The rise of DNA testing through services like 23andme shows that there’s a big market out there for family history.
Now, scientists have built on that data by publishing what they believe is the largest genealogy database in the world, with a family tree that links 13 million people and stretches back more than five centuries.
As Jocelyn Kaiser reports for Science magazine, Yaniv Erlich, a computational geneticist at Columbia University, thought up the project seven years ago after receiving an email from a distant relative cousin through Geni.com, one of the many sites where search for family ties.
With the support of Gemi.com’s chief technology officer, Erlich downloaded the site’s public profiles — tens of millions of them. Though it didn’t offer DNA data, the information included a person’s name, sex, date and place of birth, date of death and immediate relatives.
Nature wrote about Erlich’s project in its early stages back in 2013, and last year, the Atlantic’s Sarah Zhang reported that the researchers had released a preprint of the massive tree. Now, Kaiser writes, Erlich's team has published a study on their work in the journal Science. Using the data, they ended up with 5.3 million trees, the largest of which connects some 13 million relatives, mostly of European descent.
Since starting the project, Erlich has become the chief science officer of MyHeritage, a genealogy and DNA testing company that owns Geni.com.

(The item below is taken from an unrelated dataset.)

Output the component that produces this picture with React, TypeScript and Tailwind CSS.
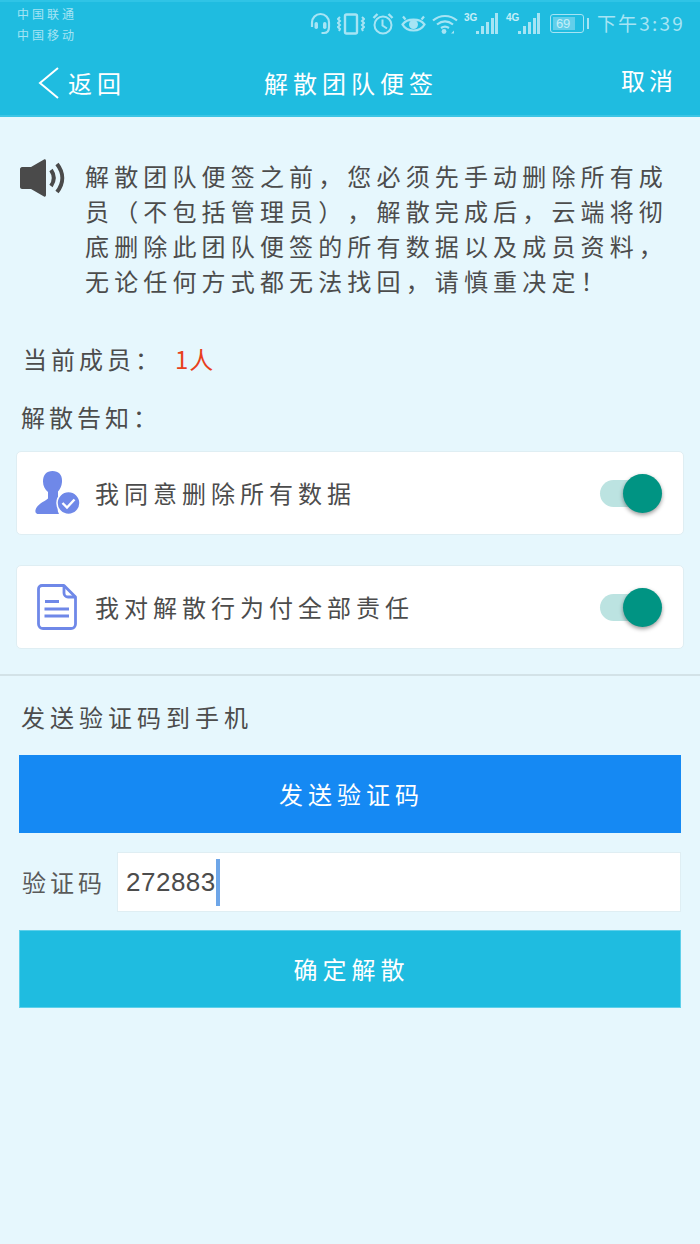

He did a Reddit Ask Me Anything last Friday on his findings, correcting misconceptions and explaining the methodology behind the project. He also noted that the most interesting part of the experience for him was figuring out how to translate all of the available data into something personal.
In an interview with National Geographic’s Nicole Wetsman, Erlich says that figuring out how to work with that data was also the most challenging part of the project. “Genomic datasets have specific tools, data structures, methods, but we didn’t have any of that for this. We were inventing the wheel as we went," he says.
Ultimately, the researchers used mathematical graph theory to organize and verify the information, reports Laura Geggel for Live Science. They also compared the profiles with about 80,000 publicly available death certificates from Vermont over a 25 year periods to ensure it wasn’t only wealthy profiles uploaded into Geni.com.
The team then decided what information they wanted to look for to test the database, Wetsman writes.
They started looking at patterns and found fluctuations in life span, something they had anticipated. For example, they saw a drop of young men during the Civil War and World Wars I and II, and a rise of childhood survival in the 1900s. They were also able to track migration, like the arrival of the Mayflower in 1620 in what is now Massachusetts, followed by an increase of births in that area.
Researchers also found that longevity has more to do with environment and behavior than genetics; in fact, the data revealed genes are only 16 percent responsible for life span. Paola Sebastiani, professor of biostatistics at the Boston University School of Public Health, however, cautions drawing conclusions around this data in an interview with Wetsman. “There’s a lot of confusion about the definitions of longevity,” she says.
Geneticist Peter Visscher of the University of Queensland in Brisbane, Australia, tells Kaiser the data Erlich's team complied does have the potential to provide insight into the role genetics on diseases if the data is linked to health information.
The research team has already begun to combine the tree with information from DNA.Land, which crowdsources DNA data, which could mean that an even larger tree may be coming soon. Researchers predict that if the database could go back 65 generations, they'll be able to complete the tree.